=== Stated problem ===
Each line that holds the string "styles" counts once; say how many such lines there are and add nothing.

Rows from a dataset of pages and code
>>
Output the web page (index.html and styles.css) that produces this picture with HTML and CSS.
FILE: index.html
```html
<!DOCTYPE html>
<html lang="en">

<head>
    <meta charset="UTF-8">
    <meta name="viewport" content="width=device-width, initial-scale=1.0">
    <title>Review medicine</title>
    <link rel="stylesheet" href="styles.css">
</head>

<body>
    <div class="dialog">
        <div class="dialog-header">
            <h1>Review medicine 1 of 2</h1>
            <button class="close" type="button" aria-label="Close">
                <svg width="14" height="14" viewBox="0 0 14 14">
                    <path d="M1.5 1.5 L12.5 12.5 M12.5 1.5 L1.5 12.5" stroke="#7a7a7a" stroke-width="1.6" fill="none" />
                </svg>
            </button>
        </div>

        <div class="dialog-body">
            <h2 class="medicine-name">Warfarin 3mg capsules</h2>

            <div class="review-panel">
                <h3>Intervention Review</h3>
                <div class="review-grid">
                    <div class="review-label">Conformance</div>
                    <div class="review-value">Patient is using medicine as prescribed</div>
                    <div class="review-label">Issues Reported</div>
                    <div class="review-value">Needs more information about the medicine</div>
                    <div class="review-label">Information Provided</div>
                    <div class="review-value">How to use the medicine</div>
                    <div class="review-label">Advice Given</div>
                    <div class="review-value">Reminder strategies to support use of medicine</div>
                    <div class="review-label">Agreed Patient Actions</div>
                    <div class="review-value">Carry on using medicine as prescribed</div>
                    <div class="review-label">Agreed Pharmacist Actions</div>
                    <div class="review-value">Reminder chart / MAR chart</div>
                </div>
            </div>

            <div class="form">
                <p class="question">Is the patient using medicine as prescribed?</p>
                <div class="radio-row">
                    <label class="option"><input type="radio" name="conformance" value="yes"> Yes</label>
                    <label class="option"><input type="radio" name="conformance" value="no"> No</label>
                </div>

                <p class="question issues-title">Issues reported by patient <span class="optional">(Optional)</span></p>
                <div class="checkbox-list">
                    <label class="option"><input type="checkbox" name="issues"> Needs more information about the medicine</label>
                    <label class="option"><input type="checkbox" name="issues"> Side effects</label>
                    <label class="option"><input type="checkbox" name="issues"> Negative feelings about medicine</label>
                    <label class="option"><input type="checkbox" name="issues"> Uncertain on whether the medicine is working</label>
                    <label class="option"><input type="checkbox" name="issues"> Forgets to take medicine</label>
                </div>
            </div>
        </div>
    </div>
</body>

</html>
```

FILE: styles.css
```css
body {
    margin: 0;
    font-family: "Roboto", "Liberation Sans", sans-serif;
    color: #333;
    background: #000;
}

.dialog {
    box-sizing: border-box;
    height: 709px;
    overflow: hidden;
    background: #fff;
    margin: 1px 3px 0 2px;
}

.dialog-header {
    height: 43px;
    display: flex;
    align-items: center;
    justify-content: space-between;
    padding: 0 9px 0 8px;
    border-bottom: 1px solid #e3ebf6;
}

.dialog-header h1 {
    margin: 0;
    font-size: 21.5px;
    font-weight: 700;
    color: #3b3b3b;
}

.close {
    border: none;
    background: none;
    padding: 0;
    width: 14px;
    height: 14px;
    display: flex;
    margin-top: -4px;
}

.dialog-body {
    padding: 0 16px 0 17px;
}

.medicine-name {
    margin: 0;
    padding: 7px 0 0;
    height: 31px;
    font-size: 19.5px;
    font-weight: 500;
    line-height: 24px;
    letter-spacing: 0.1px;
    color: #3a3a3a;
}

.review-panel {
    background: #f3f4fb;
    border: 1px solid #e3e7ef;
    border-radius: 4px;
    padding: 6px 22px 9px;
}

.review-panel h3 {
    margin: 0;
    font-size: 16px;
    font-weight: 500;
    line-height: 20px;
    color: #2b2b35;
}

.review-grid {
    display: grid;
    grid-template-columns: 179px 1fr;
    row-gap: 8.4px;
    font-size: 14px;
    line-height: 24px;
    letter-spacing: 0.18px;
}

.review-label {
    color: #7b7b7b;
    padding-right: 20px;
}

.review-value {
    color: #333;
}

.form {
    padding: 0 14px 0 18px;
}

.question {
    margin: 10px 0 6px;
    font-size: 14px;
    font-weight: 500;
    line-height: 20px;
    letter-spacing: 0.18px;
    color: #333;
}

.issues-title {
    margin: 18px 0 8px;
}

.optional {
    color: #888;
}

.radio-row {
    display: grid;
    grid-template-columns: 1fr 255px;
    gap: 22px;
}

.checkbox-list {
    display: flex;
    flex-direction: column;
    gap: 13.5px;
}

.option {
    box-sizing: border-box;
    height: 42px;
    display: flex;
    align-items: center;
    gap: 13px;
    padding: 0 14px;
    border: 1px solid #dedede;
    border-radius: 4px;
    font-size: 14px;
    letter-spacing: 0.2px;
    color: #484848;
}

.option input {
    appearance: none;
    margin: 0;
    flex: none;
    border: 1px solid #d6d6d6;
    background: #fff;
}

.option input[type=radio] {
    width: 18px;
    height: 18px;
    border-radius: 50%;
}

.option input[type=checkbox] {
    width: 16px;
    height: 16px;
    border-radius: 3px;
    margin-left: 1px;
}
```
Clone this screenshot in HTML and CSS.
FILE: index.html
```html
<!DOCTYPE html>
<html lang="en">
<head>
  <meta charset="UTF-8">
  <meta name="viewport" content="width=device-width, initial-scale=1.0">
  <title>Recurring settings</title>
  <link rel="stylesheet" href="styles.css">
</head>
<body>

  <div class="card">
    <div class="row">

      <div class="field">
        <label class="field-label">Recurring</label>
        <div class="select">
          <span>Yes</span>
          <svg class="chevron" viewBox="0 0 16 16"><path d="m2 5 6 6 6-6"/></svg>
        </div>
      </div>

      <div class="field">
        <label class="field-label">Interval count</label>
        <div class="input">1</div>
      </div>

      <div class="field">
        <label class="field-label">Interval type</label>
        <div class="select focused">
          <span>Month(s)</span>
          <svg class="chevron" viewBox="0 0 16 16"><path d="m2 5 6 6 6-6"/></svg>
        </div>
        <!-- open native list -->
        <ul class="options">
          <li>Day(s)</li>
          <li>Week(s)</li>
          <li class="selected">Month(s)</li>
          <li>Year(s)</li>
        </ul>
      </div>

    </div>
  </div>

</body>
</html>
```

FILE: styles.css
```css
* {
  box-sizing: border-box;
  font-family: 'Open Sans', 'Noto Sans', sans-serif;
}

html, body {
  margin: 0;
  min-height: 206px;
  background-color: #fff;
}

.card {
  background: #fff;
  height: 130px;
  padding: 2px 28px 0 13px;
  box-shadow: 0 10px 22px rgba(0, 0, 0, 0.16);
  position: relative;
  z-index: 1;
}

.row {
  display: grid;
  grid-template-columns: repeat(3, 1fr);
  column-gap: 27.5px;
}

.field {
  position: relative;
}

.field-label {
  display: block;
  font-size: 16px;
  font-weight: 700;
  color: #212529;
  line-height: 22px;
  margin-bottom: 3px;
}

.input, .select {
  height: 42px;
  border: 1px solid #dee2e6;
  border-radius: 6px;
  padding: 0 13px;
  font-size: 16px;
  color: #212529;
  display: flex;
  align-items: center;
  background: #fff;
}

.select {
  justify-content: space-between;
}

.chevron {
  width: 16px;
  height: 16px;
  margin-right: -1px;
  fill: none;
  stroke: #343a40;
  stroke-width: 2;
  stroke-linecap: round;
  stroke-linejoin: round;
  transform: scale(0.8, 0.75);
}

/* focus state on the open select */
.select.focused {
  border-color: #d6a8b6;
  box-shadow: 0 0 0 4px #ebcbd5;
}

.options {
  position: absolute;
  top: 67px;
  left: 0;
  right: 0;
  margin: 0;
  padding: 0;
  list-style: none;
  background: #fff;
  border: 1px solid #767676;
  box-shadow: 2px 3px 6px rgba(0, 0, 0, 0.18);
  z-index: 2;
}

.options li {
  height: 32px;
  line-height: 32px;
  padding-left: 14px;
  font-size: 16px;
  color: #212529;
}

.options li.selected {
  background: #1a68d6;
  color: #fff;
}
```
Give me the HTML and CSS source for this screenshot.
<<
=== Solution to this exercise ===
5